Dataset excerpt -
◇ ◇ ◇

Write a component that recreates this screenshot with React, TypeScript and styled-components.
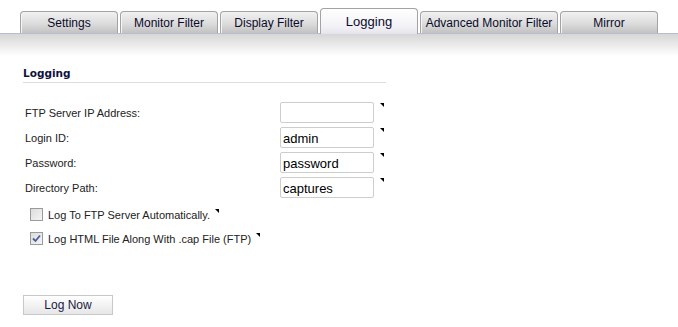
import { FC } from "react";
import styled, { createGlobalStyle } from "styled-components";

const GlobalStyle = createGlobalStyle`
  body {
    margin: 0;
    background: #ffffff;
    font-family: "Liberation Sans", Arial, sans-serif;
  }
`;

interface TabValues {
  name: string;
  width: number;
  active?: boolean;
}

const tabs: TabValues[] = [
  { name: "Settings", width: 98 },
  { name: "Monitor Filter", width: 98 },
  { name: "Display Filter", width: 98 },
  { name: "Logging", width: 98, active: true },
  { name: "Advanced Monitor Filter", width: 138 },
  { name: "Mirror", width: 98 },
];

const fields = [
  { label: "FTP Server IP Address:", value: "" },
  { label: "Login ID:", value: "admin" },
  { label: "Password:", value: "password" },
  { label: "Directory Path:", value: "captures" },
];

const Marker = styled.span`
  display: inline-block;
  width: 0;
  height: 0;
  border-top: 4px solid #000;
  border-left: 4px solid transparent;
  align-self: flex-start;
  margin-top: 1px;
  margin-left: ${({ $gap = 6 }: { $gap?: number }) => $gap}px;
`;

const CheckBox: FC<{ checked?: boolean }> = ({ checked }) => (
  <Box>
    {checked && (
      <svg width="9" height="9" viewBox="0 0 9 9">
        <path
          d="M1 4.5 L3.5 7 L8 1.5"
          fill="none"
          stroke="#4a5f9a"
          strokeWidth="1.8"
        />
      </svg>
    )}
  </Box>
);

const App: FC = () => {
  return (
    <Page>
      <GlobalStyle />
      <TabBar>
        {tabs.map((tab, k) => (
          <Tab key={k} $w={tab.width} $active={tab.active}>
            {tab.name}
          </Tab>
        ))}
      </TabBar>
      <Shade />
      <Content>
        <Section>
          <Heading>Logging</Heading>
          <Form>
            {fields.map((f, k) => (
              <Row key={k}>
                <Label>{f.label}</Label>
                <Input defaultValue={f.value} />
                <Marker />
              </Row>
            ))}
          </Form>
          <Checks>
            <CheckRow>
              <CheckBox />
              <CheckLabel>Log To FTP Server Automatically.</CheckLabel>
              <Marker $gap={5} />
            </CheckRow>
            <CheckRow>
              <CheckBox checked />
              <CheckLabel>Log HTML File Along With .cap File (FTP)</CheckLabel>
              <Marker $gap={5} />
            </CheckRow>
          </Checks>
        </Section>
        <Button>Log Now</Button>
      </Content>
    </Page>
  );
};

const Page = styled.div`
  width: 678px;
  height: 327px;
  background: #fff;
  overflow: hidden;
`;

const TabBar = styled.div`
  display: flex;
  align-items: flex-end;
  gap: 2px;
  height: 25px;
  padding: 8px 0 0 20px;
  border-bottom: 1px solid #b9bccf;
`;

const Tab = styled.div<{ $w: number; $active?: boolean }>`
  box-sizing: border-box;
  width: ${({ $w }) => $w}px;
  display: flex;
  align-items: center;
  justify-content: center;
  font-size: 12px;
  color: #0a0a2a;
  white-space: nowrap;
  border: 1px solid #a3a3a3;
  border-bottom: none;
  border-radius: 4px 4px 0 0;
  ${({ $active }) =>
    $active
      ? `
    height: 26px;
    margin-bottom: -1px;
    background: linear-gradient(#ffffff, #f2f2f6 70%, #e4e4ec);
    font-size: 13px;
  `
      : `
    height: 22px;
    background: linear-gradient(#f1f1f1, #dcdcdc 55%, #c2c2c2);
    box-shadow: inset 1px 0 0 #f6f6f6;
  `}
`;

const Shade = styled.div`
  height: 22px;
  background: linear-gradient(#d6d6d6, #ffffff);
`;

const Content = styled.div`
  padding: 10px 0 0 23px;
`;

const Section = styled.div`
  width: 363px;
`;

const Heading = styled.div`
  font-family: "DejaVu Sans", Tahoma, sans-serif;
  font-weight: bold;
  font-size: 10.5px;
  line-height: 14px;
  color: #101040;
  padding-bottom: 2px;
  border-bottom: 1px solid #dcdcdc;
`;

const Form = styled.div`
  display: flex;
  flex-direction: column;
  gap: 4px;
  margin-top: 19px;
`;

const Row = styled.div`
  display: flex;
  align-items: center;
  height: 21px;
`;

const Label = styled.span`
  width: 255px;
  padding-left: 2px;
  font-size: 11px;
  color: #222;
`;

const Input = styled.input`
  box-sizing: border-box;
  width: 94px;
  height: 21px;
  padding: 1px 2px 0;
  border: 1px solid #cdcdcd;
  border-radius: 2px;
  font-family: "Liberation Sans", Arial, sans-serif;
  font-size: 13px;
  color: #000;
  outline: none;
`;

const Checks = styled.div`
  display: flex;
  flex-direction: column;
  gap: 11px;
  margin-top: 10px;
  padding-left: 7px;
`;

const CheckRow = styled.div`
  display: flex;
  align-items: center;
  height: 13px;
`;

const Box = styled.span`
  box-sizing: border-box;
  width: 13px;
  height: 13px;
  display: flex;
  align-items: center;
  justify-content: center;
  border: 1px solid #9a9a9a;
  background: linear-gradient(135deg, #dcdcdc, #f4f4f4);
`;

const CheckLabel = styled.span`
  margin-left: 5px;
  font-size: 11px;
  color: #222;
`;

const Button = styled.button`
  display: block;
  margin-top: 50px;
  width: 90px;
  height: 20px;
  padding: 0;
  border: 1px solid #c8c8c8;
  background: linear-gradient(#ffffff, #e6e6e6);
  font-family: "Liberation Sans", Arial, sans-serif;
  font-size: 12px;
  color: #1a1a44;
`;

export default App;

◇ ◇ ◇

Short task -
Return the listing above unchanged, apart from dropping its pictures.

Result of this task -
Write a component that recreates this screenshot with React, TypeScript and styled-components.
import { FC } from "react";
import styled, { createGlobalStyle } from "styled-components";

const GlobalStyle = createGlobalStyle`
  body {
    margin: 0;
    background: #ffffff;
    font-family: "Liberation Sans", Arial, sans-serif;
  }
`;

interface TabValues {
  name: string;
  width: number;
  active?: boolean;
}

const tabs: TabValues[] = [
  { name: "Settings", width: 98 },
  { name: "Monitor Filter", width: 98 },
  { name: "Display Filter", width: 98 },
  { name: "Logging", width: 98, active: true },
  { name: "Advanced Monitor Filter", width: 138 },
  { name: "Mirror", width: 98 },
];

const fields = [
  { label: "FTP Server IP Address:", value: "" },
  { label: "Login ID:", value: "admin" },
  { label: "Password:", value: "password" },
  { label: "Directory Path:", value: "captures" },
];

const Marker = styled.span`
  display: inline-block;
  width: 0;
  height: 0;
  border-top: 4px solid #000;
  border-left: 4px solid transparent;
  align-self: flex-start;
  margin-top: 1px;
  margin-left: ${({ $gap = 6 }: { $gap?: number }) => $gap}px;
`;

const CheckBox: FC<{ checked?: boolean }> = ({ checked }) => (
  <Box>
    {checked && (
      <svg width="9" height="9" viewBox="0 0 9 9">
        <path
          d="M1 4.5 L3.5 7 L8 1.5"
          fill="none"
          stroke="#4a5f9a"
          strokeWidth="1.8"
        />
      </svg>
    )}
  </Box>
);

const App: FC = () => {
  return (
    <Page>
      <GlobalStyle />
      <TabBar>
        {tabs.map((tab, k) => (
          <Tab key={k} $w={tab.width} $active={tab.active}>
            {tab.name}
          </Tab>
        ))}
      </TabBar>
      <Shade />
      <Content>
        <Section>
          <Heading>Logging</Heading>
          <Form>
            {fields.map((f, k) => (
              <Row key={k}>
                <Label>{f.label}</Label>
                <Input defaultValue={f.value} />
                <Marker />
              </Row>
            ))}
          </Form>
          <Checks>
            <CheckRow>
              <CheckBox />
              <CheckLabel>Log To FTP Server Automatically.</CheckLabel>
              <Marker $gap={5} />
            </CheckRow>
            <CheckRow>
              <CheckBox checked />
              <CheckLabel>Log HTML File Along With .cap File (FTP)</CheckLabel>
              <Marker $gap={5} />
            </CheckRow>
          </Checks>
        </Section>
        <Button>Log Now</Button>
      </Content>
    </Page>
  );
};

const Page = styled.div`
  width: 678px;
  height: 327px;
  background: #fff;
  overflow: hidden;
`;

const TabBar = styled.div`
  display: flex;
  align-items: flex-end;
  gap: 2px;
  height: 25px;
  padding: 8px 0 0 20px;
  border-bottom: 1px solid #b9bccf;
`;

const Tab = styled.div<{ $w: number; $active?: boolean }>`
  box-sizing: border-box;
  width: ${({ $w }) => $w}px;
  display: flex;
  align-items: center;
  justify-content: center;
  font-size: 12px;
  color: #0a0a2a;
  white-space: nowrap;
  border: 1px solid #a3a3a3;
  border-bottom: none;
  border-radius: 4px 4px 0 0;
  ${({ $active }) =>
    $active
      ? `
    height: 26px;
    margin-bottom: -1px;
    background: linear-gradient(#ffffff, #f2f2f6 70%, #e4e4ec);
    font-size: 13px;
  `
      : `
    height: 22px;
    background: linear-gradient(#f1f1f1, #dcdcdc 55%, #c2c2c2);
    box-shadow: inset 1px 0 0 #f6f6f6;
  `}
`;

const Shade = styled.div`
  height: 22px;
  background: linear-gradient(#d6d6d6, #ffffff);
`;

const Content = styled.div`
  padding: 10px 0 0 23px;
`;

const Section = styled.div`
  width: 363px;
`;

const Heading = styled.div`
  font-family: "DejaVu Sans", Tahoma, sans-serif;
  font-weight: bold;
  font-size: 10.5px;
  line-height: 14px;
  color: #101040;
  padding-bottom: 2px;
  border-bottom: 1px solid #dcdcdc;
`;

const Form = styled.div`
  display: flex;
  flex-direction: column;
  gap: 4px;
  margin-top: 19px;
`;

const Row = styled.div`
  display: flex;
  align-items: center;
  height: 21px;
`;

const Label = styled.span`
  width: 255px;
  padding-left: 2px;
  font-size: 11px;
  color: #222;
`;

const Input = styled.input`
  box-sizing: border-box;
  width: 94px;
  height: 21px;
  padding: 1px 2px 0;
  border: 1px solid #cdcdcd;
  border-radius: 2px;
  font-family: "Liberation Sans", Arial, sans-serif;
  font-size: 13px;
  color: #000;
  outline: none;
`;

const Checks = styled.div`
  display: flex;
  flex-direction: column;
  gap: 11px;
  margin-top: 10px;
  padding-left: 7px;
`;

const CheckRow = styled.div`
  display: flex;
  align-items: center;
  height: 13px;
`;

const Box = styled.span`
  box-sizing: border-box;
  width: 13px;
  height: 13px;
  display: flex;
  align-items: center;
  justify-content: center;
  border: 1px solid #9a9a9a;
  background: linear-gradient(135deg, #dcdcdc, #f4f4f4);
`;

const CheckLabel = styled.span`
  margin-left: 5px;
  font-size: 11px;
  color: #222;
`;

const Button = styled.button`
  display: block;
  margin-top: 50px;
  width: 90px;
  height: 20px;
  padding: 0;
  border: 1px solid #c8c8c8;
  background: linear-gradient(#ffffff, #e6e6e6);
  font-family: "Liberation Sans", Arial, sans-serif;
  font-size: 12px;
  color: #1a1a44;
`;

export default App;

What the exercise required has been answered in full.